The 16th-century Protestant reformer Martin Luther is often credited with starting the tradition in Germany, though records show that the first trees did not appear in the country until years after his death in 1546. Despite this, legend still has it that Luther came up with the idea in 1536 while he was walking through a pine forest, admiring the way the light from the stars glistened through the trees.
Germans introduced Christmas trees to America, England and France
As Christmas tree mania spread through Germany, the trend began to spill over into the rest of the world. German settlers in Pennsylvania brought the trees to America, while Queen Victoria’s German husband Prince Albert is said to have exported the trend to the United Kingdom; shortly thereafter Christmas trees became all the rage in the British upper classes. With a similarly royal connection, the Duchess of Orleans, from Mecklenburg-Vorpommern, is said to have brought the Christmas tree tradition to Paris.
Baubles, or Christmas ornaments, that are used to decorate trees, also have a German origin. The first glass baubles were created in Thuringia sometime between 1550 and 1609. Years later, in the 1850s, German scientist Justus von Liebig added a silver nitrate solution to silver the balls, giving them a shiny, reflective appearance, for painters to paint intricate designs on afterwards.
Over time, and as Christmas trees became international, the traditional way of decorating trees changed from a quintessentially German pretzel-and-nuts affair, to the modern tinsel and electric lights we use today.
This video from Business Insider shows many stunning examples of how Christmas trees have been decorated over the years.
Real vs artificial Christmas trees
Today, Europe buys around 50 million “real” Christmas trees each year, to celebrate the holiday season. While real trees are still very popular, there is also a large demand for synthetic, artificial evergreens. Artificial Christmas trees have a longer history than many people realise, too. In the late 1800s, Christmas tree production in Germany was leading to mass deforestation, and several inventors stepped in to try and tackle the issue.
The first artificial trees were made from goose feathers that had been dyed green and wrapped around a small wooden peg to create a tree shape.

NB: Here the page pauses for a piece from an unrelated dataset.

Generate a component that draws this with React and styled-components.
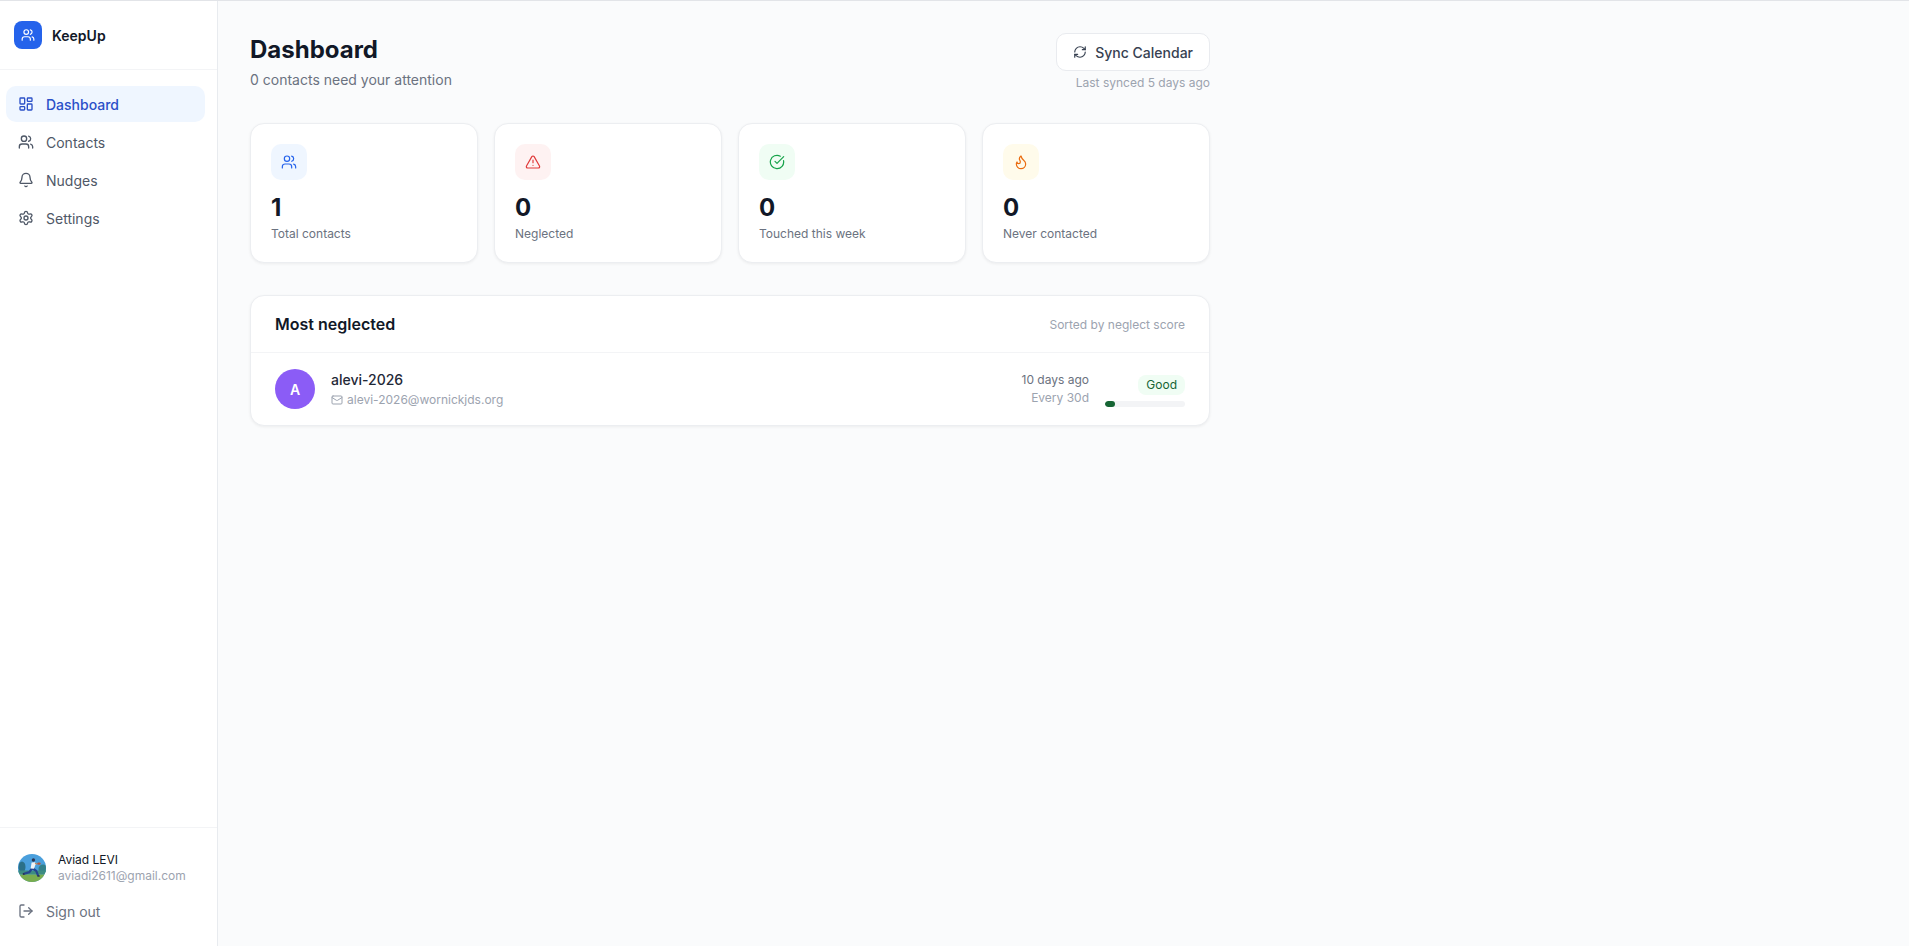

Other substitutes were trees created from bristles, and in the 1960s green aluminium Christmas trees reached the height of popularity in the US. The majority of the artificial trees that are purchased today are made from recycled PVC packaging materials, and are produced in China, around the Pearl River Delta.
The argument continues annually between real and artificial tree proponents as to which is better. While real trees are the traditional, historic way to decorate homes at Christmas, with a wonderful smell and a natural texture, it can be inconvenient to clean up dropped pine needles frequently and there are environmental consequences of annual deforestation.
Artificial trees on the other hand can prevent deforestation, be reused every year and do not need to be cleaned up frequently, but there are concerns about the economic effects of plastic production, and they simply do not smell or feel the same as a real Christmas tree.
Christmas trees across the world
Even though the tradition started in Germany, many countries that have adopted the practice have given it their own twist. From Japan to South Africa, the tradition has been embraced and adapted to suit the customs of each country. For example, in many southern-hemisphere countries, such as Brazil and South Africa, Christmas falls during the summer, so trees are decorated with small pieces of cotton, representing wintry weather and snow.
In Japan, which has a rich history of its own culture and traditions, Christmas trees are decorated with origami figures, expertly folded pieces of paper that create shapes such as cranes, flowers, swans and doves. While there are not many people in Japan who celebrate Christmas as a Christian holiday, many families and children do celebrate the day as a secular holiday, and therefore still decorate trees and give gifts to the people they love.
In other countries, such as the Philippines, the cost of importing a Christmas tree is extremely expensive, so many people choose to make trees, much like the artificial trees that people used to make before plastic became popular. These beautiful handmade trees are often made from bamboo sticks covered with coloured paper.
Enjoy the holiday season!
Whether you're putting up a real or an artificial tree this year - or even if you won't have one at all - we wish you a merry Christmas, and an amazing New Year!